After running the cluster for a few weeks with a lot of containers spinning up and down (running a Gitlab CI instance with Gitlab Runner) the disk was 100% full, because no images were cleared up. I observe the same on both nodes, wich are set up identically:
- Using docker/containerd as run-time
- btrfs as the root filesystem
- btrfs as the docker storage driver

I run kubelet 1.23.5-1 right now, but have started a few versions back.

This issue reliably shows up when the kubelet.service is started before the docker.service as described in [1]. When the docker.service is started first, the problem disappears. Adding After=docker.service to the kubelet.service's [Unit] section fixed it for me.

It seems like this was fixed in cri-o last year [2], although I would argue that this is better fixed in the kubelet.service file for all container run-times together.

[1]: https://github.com/cri-o/cri-o/issues/4437
[2]: https://github.com/cri-o/cri-o/pull/4443
This task depends upon

Closed by  David Runge (dvzrv)
Friday, 29 April 2022, 07:02 GMT
Reason for closing:  Fixed
Additional comments about closing:  Fixed with kubelet 1.23.6-2
Comment by David Runge (dvzrv) - Thursday, 28 April 2022, 07:17 GMT
@wolfgangwalther: Thanks for the ticket and thanks for being one of the brave ones running their own cluster! :)
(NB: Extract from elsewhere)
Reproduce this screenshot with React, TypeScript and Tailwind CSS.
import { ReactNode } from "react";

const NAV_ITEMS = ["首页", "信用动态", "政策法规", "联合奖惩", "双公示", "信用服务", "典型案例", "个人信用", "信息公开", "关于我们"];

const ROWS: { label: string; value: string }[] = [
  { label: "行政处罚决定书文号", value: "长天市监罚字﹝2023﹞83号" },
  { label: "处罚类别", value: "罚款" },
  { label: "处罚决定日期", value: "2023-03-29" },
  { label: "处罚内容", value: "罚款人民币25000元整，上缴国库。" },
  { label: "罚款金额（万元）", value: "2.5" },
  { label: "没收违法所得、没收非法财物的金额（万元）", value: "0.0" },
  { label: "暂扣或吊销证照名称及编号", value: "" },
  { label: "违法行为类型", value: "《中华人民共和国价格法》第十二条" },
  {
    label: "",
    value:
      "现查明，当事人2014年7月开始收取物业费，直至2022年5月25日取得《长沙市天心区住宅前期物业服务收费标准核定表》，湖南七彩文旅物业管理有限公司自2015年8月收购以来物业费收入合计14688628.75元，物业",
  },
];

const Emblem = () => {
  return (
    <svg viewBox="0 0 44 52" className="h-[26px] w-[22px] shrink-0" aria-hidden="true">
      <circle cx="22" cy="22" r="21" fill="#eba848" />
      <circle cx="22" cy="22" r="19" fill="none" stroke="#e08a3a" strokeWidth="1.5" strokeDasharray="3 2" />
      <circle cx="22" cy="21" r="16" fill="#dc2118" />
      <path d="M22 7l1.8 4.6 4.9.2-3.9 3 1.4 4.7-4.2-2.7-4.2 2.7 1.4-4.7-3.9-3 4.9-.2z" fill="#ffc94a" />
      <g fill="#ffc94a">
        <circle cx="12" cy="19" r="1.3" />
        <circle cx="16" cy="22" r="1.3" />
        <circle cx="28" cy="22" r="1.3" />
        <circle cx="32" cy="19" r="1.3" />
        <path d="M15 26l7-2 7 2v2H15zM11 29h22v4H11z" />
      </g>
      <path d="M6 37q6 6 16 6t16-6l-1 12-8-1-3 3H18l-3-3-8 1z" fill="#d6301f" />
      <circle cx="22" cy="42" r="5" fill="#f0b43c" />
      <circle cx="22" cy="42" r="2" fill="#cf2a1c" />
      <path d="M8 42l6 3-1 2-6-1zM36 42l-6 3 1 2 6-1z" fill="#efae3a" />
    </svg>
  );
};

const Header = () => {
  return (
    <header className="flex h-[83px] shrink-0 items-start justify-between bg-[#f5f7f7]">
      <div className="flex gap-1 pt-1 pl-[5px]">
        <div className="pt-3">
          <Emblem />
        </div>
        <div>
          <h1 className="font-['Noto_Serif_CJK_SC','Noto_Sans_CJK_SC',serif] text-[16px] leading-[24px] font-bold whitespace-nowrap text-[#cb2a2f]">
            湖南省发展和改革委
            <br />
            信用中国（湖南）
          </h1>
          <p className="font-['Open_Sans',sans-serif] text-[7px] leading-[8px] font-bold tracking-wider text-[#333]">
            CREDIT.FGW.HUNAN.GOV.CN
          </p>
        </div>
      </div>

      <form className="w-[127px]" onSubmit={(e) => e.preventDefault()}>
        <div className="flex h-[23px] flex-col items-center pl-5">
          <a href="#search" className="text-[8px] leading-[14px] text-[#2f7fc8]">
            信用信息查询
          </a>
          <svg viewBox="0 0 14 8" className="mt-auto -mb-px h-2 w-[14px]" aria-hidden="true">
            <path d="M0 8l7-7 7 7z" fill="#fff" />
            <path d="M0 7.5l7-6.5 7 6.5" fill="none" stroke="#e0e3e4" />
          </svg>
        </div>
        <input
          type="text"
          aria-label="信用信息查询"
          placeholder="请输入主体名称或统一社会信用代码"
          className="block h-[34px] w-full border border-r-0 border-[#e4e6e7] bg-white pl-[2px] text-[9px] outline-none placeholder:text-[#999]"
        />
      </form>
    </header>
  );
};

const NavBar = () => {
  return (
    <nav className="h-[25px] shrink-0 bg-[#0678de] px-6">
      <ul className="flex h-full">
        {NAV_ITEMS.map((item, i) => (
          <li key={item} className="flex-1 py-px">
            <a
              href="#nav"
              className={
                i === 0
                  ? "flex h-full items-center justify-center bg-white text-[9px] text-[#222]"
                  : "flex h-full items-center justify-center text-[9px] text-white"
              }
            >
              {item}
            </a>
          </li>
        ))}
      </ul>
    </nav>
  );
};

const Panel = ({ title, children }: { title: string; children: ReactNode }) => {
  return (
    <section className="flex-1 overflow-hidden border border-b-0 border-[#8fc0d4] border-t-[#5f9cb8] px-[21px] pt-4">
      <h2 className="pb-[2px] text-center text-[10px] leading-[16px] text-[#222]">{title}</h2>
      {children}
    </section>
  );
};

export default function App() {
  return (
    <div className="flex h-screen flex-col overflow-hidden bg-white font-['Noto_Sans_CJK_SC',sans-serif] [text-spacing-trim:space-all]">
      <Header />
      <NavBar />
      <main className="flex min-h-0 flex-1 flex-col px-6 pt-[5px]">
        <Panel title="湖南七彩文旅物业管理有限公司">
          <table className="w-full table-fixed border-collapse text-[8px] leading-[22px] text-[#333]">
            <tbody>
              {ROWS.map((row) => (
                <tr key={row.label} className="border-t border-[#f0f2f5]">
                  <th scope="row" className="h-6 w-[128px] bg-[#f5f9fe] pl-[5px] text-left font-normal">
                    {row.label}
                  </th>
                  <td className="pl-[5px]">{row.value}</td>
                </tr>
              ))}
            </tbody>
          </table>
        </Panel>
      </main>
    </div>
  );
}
We're always happy about feedback. I'll look into this as soon as possible!
Comment by David Runge (dvzrv) - Thursday, 28 April 2022, 10:28 GMT
@wolfgangwalther: Can you check whether it is enough to actually order containerd.service before kubelet.service (as that is the container runtime)?
Comment by David Runge (dvzrv) - Thursday, 28 April 2022, 10:35 GMT
I have created a PR upstream for this: https://github.com/containerd/containerd/pull/6873
Comment by Wolfgang Walther (wolfgangwalther) - Thursday, 28 April 2022, 11:28 GMT
> @wolfgangwalther: Can you check whether it is enough to actually order containerd.service before kubelet.service (as that is the container runtime)?

I checked, and this does **not** fix it.

I did the following:
1. Removed After=docker.service from kubelet.service.
2. Rebooted and observed the error message showing up again after about ~5 min.
3. Added Before=kubelet.service to containerd.service.
4. Rebooted - and observed the error message again in intervals of 5 minutes.
5. Moved Before=kubelet.service from containerd.service to docker.service.
6: Rebooted - and after 15 minutes there was still no error message, it's working again.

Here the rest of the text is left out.